We must pay careful attention to what is happening in other countries emerging from conflict.
In South Africa, for example, despite the ending of the apartheid regime, severe poverty and destitution have remained constant.  Research indicates an average rate of poverty for black people 7.5 times as high as that of whites. Many communities remain disempowered and alienated with large segments of the population seeing their new government as having failed them.
The failure by the government there to effectively address the atrocious levels of poverty is contributing to serious social discontent and dangerous crime levels.  Ongoing inequality has had a negative impact on South Africa’s ability to effectively deal with the past, therefore impeding progress towards the rebuilding of the nation as a whole.
While we must acknowledge that the situation in South Africa is not directly comparable with here, it contains certain parallels that should not be ignored. Poverty and deprivation generates discontent and alienation leading to an increase in anti-community activity, drug and alcohol abuse and a reduction in economic activity. In other words, addressing the causes of poverty and deprivation is a win-win situation for all of society. 
It is clear that the resolution of the deep-seated socio-economic problems afflicting disadvantaged urban areas in our own society requires a much more serious and focused level of state intervention, financial investment, planning and support than what is currently on offer.
It is also crucial that community participation is placed at the centre of the process.  Without this type of intervention the community sector is extremely limited in what it can achieve. The promise of the peace agreement was that the voices of those who had been excluded would now be heard and become part of decision-making processes that will affect their lives.

ENOUGH SHINY DOCUMENTS
Speakers at the regeneration good practice seminar in November showed us lessons from other regeneration projects where beautiful buildings and many jobs were created but there was absolutely no change in access to employment or patterns of disadvantage in local communities – we have had enough of shiny documents, promises and buildings.
We need to get it right and learn the lessons from other regeneration projects where deadlines were used to define progress and push decisions through without due regard to outcome, benefiting only those already in the ‘Golden Circle’ rather than take the time and energy needed to ensure that they would beneficially change living conditions for the local population including the most excluded. That is the real lesson to be learned.

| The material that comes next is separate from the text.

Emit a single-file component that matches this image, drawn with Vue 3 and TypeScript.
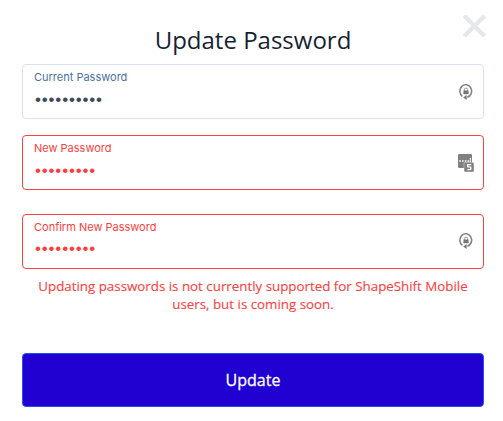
<script setup lang="ts">
interface Field {
  id: string
  label: string
  length: number
  invalid: boolean
  icon: 'lock' | 'manager'
}

const fields: Field[] = [
  { id: 'current', label: 'Current Password', length: 10, invalid: false, icon: 'lock' },
  { id: 'new', label: 'New Password', length: 9, invalid: true, icon: 'manager' },
  { id: 'confirm', label: 'Confirm New Password', length: 9, invalid: true, icon: 'lock' },
]
</script>

<template>
  <main class="dialog">
    <button class="close" aria-label="Close">
      <svg width="23" height="22" viewBox="0 0 23 22">
        <path d="M2.7 2.2 20.3 19.8M20.3 2.2 2.7 19.8" fill="none" stroke="#e6e7e9" stroke-width="4.2" stroke-linecap="square" />
      </svg>
    </button>
    <h1 class="title">Update Password</h1>
    <div v-for="f in fields" :key="f.id" class="field" :class="[f.id, { invalid: f.invalid }]">
      <div class="text">
        <span class="label">{{ f.label }}</span>
        <span class="value">{{ '•'.repeat(f.length) }}</span>
      </div>
      <svg v-if="f.icon === 'lock'" class="icon" width="18" height="18" viewBox="0 0 18 18">
        <path d="M5.4 13.4A5.9 6.4 0 1 1 10.3 14.3" fill="none" stroke="#858585" stroke-width="1.6" />
        <path d="M9.6 12v5L6.2 14.5z" fill="#777" />
        <path d="M7.4 8V6.6a1.6 1.6 0 0 1 3.2 0V8" fill="none" stroke="#999" stroke-width="1" />
        <rect x="6.4" y="7.4" width="5.2" height="3.8" rx=".4" fill="#777" />
      </svg>
      <svg v-else class="icon" width="18" height="18" viewBox="0 0 18 18">
        <rect x="1" y="0" width="14" height="14" rx="1.2" fill="#808080" />
        <path d="M2.2 7h1.6M5 7h1.6M7.8 7h1.6M10.6 7h1.4" stroke="#fff" stroke-width="1.6" />
        <path d="M13.3 4v4" stroke="#fff" stroke-width="1" />
        <rect x="7" y="8.4" width="10" height="9.6" rx="1.2" fill="#808080" stroke="#fff" stroke-width=".4" />
        <path d="M14.2 10.6h-3.5v2.2h2c1.8 0 1.8 2.9 0 2.9h-2.3" fill="none" stroke="#fff" stroke-width="1.3" />
      </svg>
    </div>
    <p class="error">Updating passwords is not currently supported for ShapeShift Mobile<br>users, but is coming soon.</p>
    <button class="submit">Update</button>
  </main>
</template>

<style>
body {
  background: #fff;
}
</style>

<style scoped>
.dialog {
  position: relative;
  box-sizing: border-box;
  width: 503px;
  height: 421px;
  padding: 22px 19px 0 22px;
  display: flex;
  flex-direction: column;
  overflow: hidden;
  font-family: "Open Sans", "Noto Sans", sans-serif;
}
.close {
  position: absolute;
  top: 15px;
  right: 17px;
  padding: 0;
  border: 0;
  background: none;
  line-height: 0;
}
.title {
  margin: 0 0 6px;
  height: 36px;
  line-height: 36px;
  text-align: center;
  font-size: 24px;
  font-weight: 400;
  color: #171f35;
}
.field {
  box-sizing: border-box;
  height: 55px;
  flex: none;
  display: flex;
  justify-content: space-between;
  align-items: center;
  padding: 0 8px 0 11px;
  border: 1px solid #d9e2ec;
  border-radius: 4px;
  color: #414856;
}
.field.current {
  margin-bottom: 16px;
}
.field.new {
  margin-bottom: 24px;
}
.field.invalid {
  border-color: #fa4143;
  color: #fb3e40;
}
.text {
  align-self: flex-start;
  display: flex;
  flex-direction: column;
  padding-top: 4px;
}
.label {
  font-family: Inter, sans-serif;
  font-size: 11px;
  line-height: 16px;
  color: #4a70a6;
}
.invalid .label {
  color: inherit;
}
.value {
  padding-top: 3px;
  padding-left: 1px;
  font-family: "Liberation Sans", sans-serif;
  font-size: 17px;
  line-height: 24px;
  letter-spacing: 0.83px;
}
.confirm .value {
  padding-top: 2px;
}
.confirm .icon {
  margin-bottom: 2px;
}
.error {
  margin: 8px 0 40px;
  text-align: center;
  font-size: 13.34px;
  line-height: 18px;
  color: #fb3e40;
  -webkit-text-stroke: 0.1px currentColor;
}
.submit {
  box-sizing: border-box;
  height: 54px;
  flex: none;
  padding: 0;
  border: 1px solid #2850e8;
  border-radius: 4px;
  background: #2100d2;
  color: #fff;
  font-family: inherit;
  font-size: 16px;
  -webkit-text-stroke: 0.3px currentColor;
}
</style>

The effective resolution of our conflict and its legacies is inextricably linked with the creation of a prosperous and harmonious society based on principles of equality and social justice.  An essential element in this process must be the development of a coherent, sustainable approach to the reconstruction of communities that for decades were routinely punished and starved of resources by the state.
By investing in this type of reconstruction strategy now it should not be perceived as a cost incurred but rather as a democratic obligation and a sound investment for the future. This is the definition of progress that makes sense economically, socially and politically – we need to make sure that is the definition of progress and that we are sure it is going in the right direction.